Wednesday, June 6, 2012 - 10:55

An interesting question on the EU's new cookie law is which cookies am I responsible for. For example when reading this blog you will receive some cookies from the underlying Wordpress platform for purposes such as maintaining your session, remembering your name and e-mail if you leave a comment so you don't have to re-type them next time and so on. You also get a cookie from pixelstats because I've chosen to use that to measure the number of visitors to my pages so I can work out which are popular and try to write and do more on those topics. As it happens, JANET(UK) runs its own Wordpress server, so we are responsible for ensuring that all of those cookies comply with the law. But what if the blog was on an outsourced Wordpress server run by someone else? In that case I'd have no control at all over the session and memory cookies, indeed I might not even know about all of them if the platform behaved differently for different browsers or operating systems that I don't run.
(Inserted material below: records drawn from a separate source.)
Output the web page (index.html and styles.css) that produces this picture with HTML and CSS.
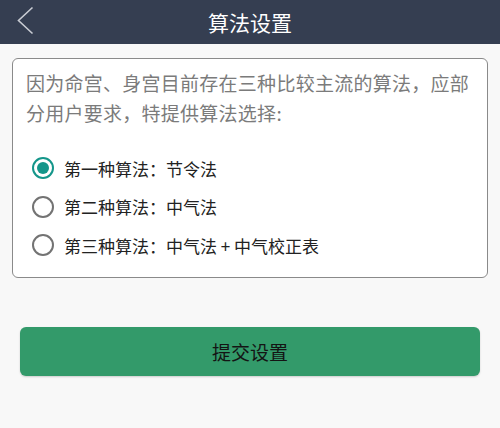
FILE: index.html
```html
<!DOCTYPE html>
<html lang="zh">
<head>
<meta charset="utf-8">
<title>算法设置</title>
<link rel="stylesheet" href="styles.css">
</head>
<body>
<header class="topbar">
  <button class="back" aria-label="返回">
    <svg width="18" height="30" viewBox="0 0 18 30"><polyline points="15.5,1.5 1.5,14.5 15.5,27.5" fill="none" stroke="#c9ccd3" stroke-width="1.6"/></svg>
  </button>
  <h1 class="title">算法设置</h1>
</header>
<main class="content">
  <section class="card">
    <p class="intro">因为命宫、身宫目前存在三种比较主流的算法，应部分用户要求，特提供算法选择:</p>
    <div class="options">
      <label class="option"><span class="radio checked"></span><span>第一种算法：节令法</span></label>
      <label class="option"><span class="radio"></span><span>第二种算法：中气法</span></label>
      <label class="option"><span class="radio"></span><span>第三种算法：中气法 + 中气校正表</span></label>
    </div>
  </section>
  <button class="submit">提交设置</button>
</main>
</body>
</html>
```
FILE: styles.css
```css
* { box-sizing: border-box; }
html, body { margin: 0; padding: 0; }
body {
  width: 500px;
  height: 428px;
  background: #f8f8f8;
  font-family: "Noto Sans CJK SC", "Noto Sans", sans-serif;
  overflow: hidden;
}
.topbar {
  position: relative;
  height: 44px;
  background: #353e51;
  display: flex;
  align-items: center;
  justify-content: center;
}
.back {
  position: absolute;
  left: 17px;
  top: 6px;
  width: 18px;
  height: 30px;
  padding: 0;
  border: 0;
  background: none;
  display: flex;
}
.title {
  margin: 0;
  font-size: 21px;
  font-weight: normal;
  color: #ffffff;
  line-height: 44px;
}
.content {
  padding: 14px 12px 0;
}
.card {
  background: #ffffff;
  border: 1px solid #8a8a8a;
  border-radius: 6px;
  padding: 9px 10px 12px 13px;
}
.intro {
  margin: 0;
  font-size: 19px;
  letter-spacing: 0.26px;
  line-height: 30px;
  color: #7b7b7b;
}
.options {
  margin-top: 21px;
  display: flex;
  flex-direction: column;
}
.option {
  display: flex;
  align-items: center;
  height: 38.5px;
  font-size: 17px;
  color: #222222;
  gap: 10px;
  padding-left: 6px;
}
.radio {
  width: 22px;
  height: 22px;
  border: 2px solid #737373;
  border-radius: 50%;
  display: flex;
  align-items: center;
  justify-content: center;
  flex: none;
}
.radio.checked {
  border-color: #14968a;
}
.radio.checked::after {
  content: "";
  width: 12px;
  height: 12px;
  border-radius: 50%;
  background: #14968a;
}
.submit {
  display: block;
  margin: 49px 8px 0;
  width: 460px;
  height: 49px;
  border: 0;
  border-radius: 6px;
  background: #339a6a;
  box-shadow: 0 1px 2px rgba(0,0,0,0.18);
  font-family: "Noto Sans CJK SC", "Noto Sans", sans-serif;
  font-size: 19px;
  color: #141414;
}
```
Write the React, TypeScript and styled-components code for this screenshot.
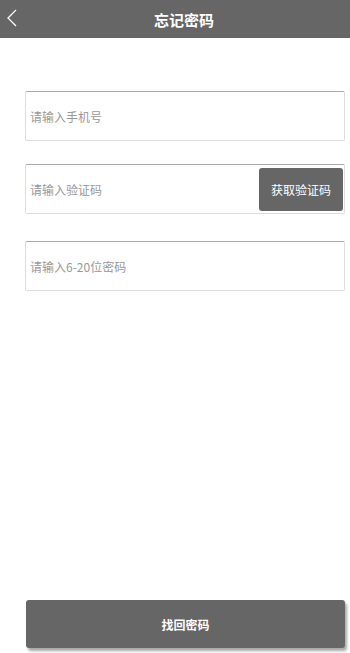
import styled, { createGlobalStyle } from "styled-components";

const GlobalStyle = createGlobalStyle`
  * { box-sizing: border-box; }
  body {
    margin: 0;
    background: #fff;
    font-family: "Microsoft YaHei", "Noto Sans CJK SC", "Noto Sans", sans-serif;
  }
`;

const Page = styled.div`
  display: flex;
  flex-direction: column;
  min-height: 653px;
  width: 350px;
`;

const Header = styled.header`
  position: relative;
  height: 38px;
  background: #666666;
  display: flex;
  align-items: center;
  justify-content: center;
  padding-left: 18px;
`;

const BackBtn = styled.button`
  position: absolute;
  left: 4px;
  top: 6px;
  width: 16px;
  height: 24px;
  padding: 0;
  border: none;
  background: none;
  display: flex;
  align-items: center;
  justify-content: center;
`;

const Title = styled.h1`
  margin: 0;
  color: #fff;
  font-size: 15px;
  font-weight: bold;
  line-height: 1;
`;

const Form = styled.div`
  display: flex;
  flex-direction: column;
  padding: 53px 5px 0 25px;
`;

const Field = styled.div<{ $gap?: number }>`
  display: flex;
  align-items: center;
  height: 50px;
  margin-top: ${(p) => p.$gap ?? 0}px;
  border: 1px solid #dddddd;
  border-top-color: #a9a9a9;
  border-radius: 2px;
  padding: 0 1px 0 4px;
`;

const Input = styled.input`
  flex: 1;
  min-width: 0;
  border: none;
  outline: none;
  background: transparent;
  font-family: inherit;
  font-size: 12px;
  color: #333;
  padding: 0;
  &::placeholder {
    color: #999999;
  }
`;

const CodeBtn = styled.button`
  width: 84px;
  height: 43px;
  border: none;
  border-radius: 3px;
  background: #666666;
  color: #fff;
  font-family: inherit;
  font-size: 12px;
  padding: 0;
`;

const Footer = styled.div`
  margin-top: auto;
  padding: 0 5px 5px 26px;
`;

const SubmitBtn = styled.button`
  width: 100%;
  height: 48px;
  border: none;
  border-radius: 3px;
  background: #666666;
  color: #fff;
  font-family: inherit;
  font-size: 12px;
  font-weight: bold;
  box-shadow: 2px 3px 3px rgba(0, 0, 0, 0.35);
`;

export default function App() {
  return (
    <>
      <GlobalStyle />
      <Page>
        <Header>
          <BackBtn aria-label="返回">
            <svg width="12" height="18" viewBox="0 0 12 18" fill="none">
              <path d="M10 1 L2 9 L10 17" stroke="#fff" strokeWidth="1.3" />
            </svg>
          </BackBtn>
          <Title>忘记密码</Title>
        </Header>
        <Form>
          <Field>
            <Input placeholder="请输入手机号" />
          </Field>
          <Field $gap={23}>
            <Input placeholder="请输入验证码" />
            <CodeBtn>获取验证码</CodeBtn>
          </Field>
          <Field $gap={27}>
            <Input placeholder="请输入6-20位密码" />
          </Field>
        </Form>
        <Footer>
          <SubmitBtn>找回密码</SubmitBtn>
        </Footer>
      </Page>
    </>
  );
}
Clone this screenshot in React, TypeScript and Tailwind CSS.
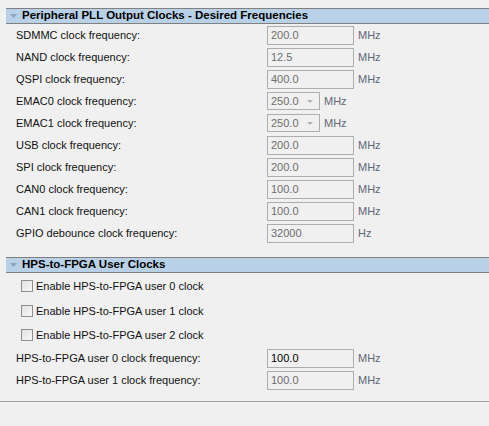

So it would seem a bit unfair if the law made me responsible for them. Fortunately, as far as I can see, it doesn't. Regulation six (as amended) says:

a person shall not store or gain access to information stored in the terminal equipment of a subscriber or user unless the requirements of paragraph (2) are met.

[note that, as usual in law, "person" includes both humans (natural persons) and organisations (legal persons)]

I think that means that I am responsible for the pixelstats cookies, because I am the person that controls whether or not those are stored in your browser by choosing (or not) to enable that code on my site. However I hope it also means that the cookies stored and read by the Wordpress platform are the responsibility of the person who operates the platform. So that's a good thing...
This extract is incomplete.